Zest Offers Artificial Intelligence Solution

Financial technology companies that help lenders and creditors eliminate historic bias in their credit decisions are emerging, and that’s good news for the credit scoring market.

Take Zest AI, which is taking “more approvals, less risk” to credit application decisions.

Lenders using Zest have seen, on average, 25% increases in approval rates with no added risk, and are seeing 40% reductions in charge-offs, along with robust improvements in automation and inclusive lending

At First Service Credit Union in Houston, Tx., institution officials junked a manual loan underwriting process and leveraged a Zest-built auto loan lending model to explore more than 12,000 credit variables to find 250 data points that generated a significantly more accurate view of applicant’s credit worthiness.

The credit union saw its loan approval rate rise by 23% with less credit risk and with loan decision times made in less than two seconds.

Zest AI was able to show the path to better lending results and no historic bias on credit by leveraging a simple AI-driven process - more data and better math.
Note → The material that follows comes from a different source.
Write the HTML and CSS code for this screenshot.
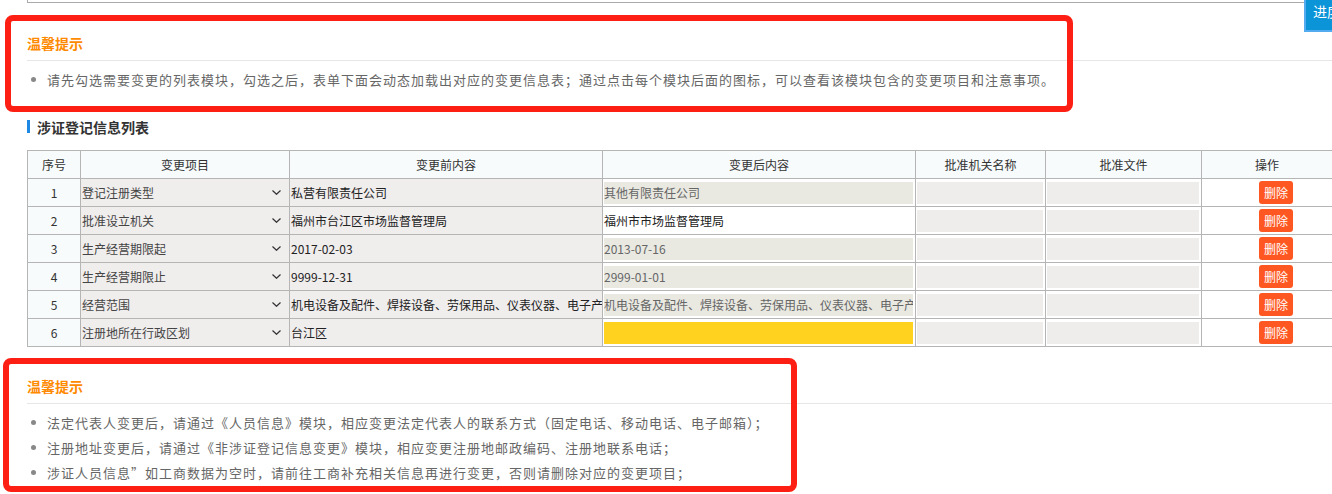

“Our AI-automated underwriting technology is trained to take thousands of data points about a borrower, determine the top 200 or so that best indicate someone’s ability to pay back a loan, and spits out a decision that is consistent and equitable,” de Vere told TheStreet. “When you can label borrowers more accurately, you can tune out the bias in your lending better, because you’re actually able to prove that you’re lending fairly.”

A Way Up for Disadvantaged Borrowers

For consumers who can’t seem to get a fair shake from lenders and creditors, AI-driven credit models could be a green light.

“The problem is there’s a black box that keeps consumers from truly understanding how their credit is decided upon, so they probably don’t know,” de Vere noted. “But they should understand that they aren’t alone in thinking that their credit score is inaccurate.”

One step credit consumers can take is to advocate for measures with their elected representatives, such as incorporating AI into underwriting loans, that would improve the accuracy and fairness of credit decisions.

“Consumers know they’re more than a three-digit score and that they deserve equitable access to credit,” de Vere said.

Financial institutions also need to step up and improve their credit decision track record on historical bias.

“For one, they can make an effort to increase transparency in their decision-making process,” Shekhtman said. “This way, consumers can see why they were denied credit or why they received a higher interest rate.”

Shekhtman offers three additional ways lenders can improve on credit-related bias issues.

· Financial institutions can work with community groups and organizations to ensure that their products and services are accessible to all.

· Financial institutions can provide training on historical bias for all employees who play a role in the lending process. “This will help employees to identify instances of bias and take steps to avoid it,” Shekhtman said.

· Finally, institutions can provide financial education resources to help consumers understand the credit and lending process.

If you feel like you've been a victim of historic bias in a household credit or lending decision, there are a few things you can do.

“First, you can reach out to the lender or credit provider and ask for an explanation,” Shekhtman added. “Additionally, you can file a complaint with the Consumer Financial Protection Bureau or your state's attorney general's office.”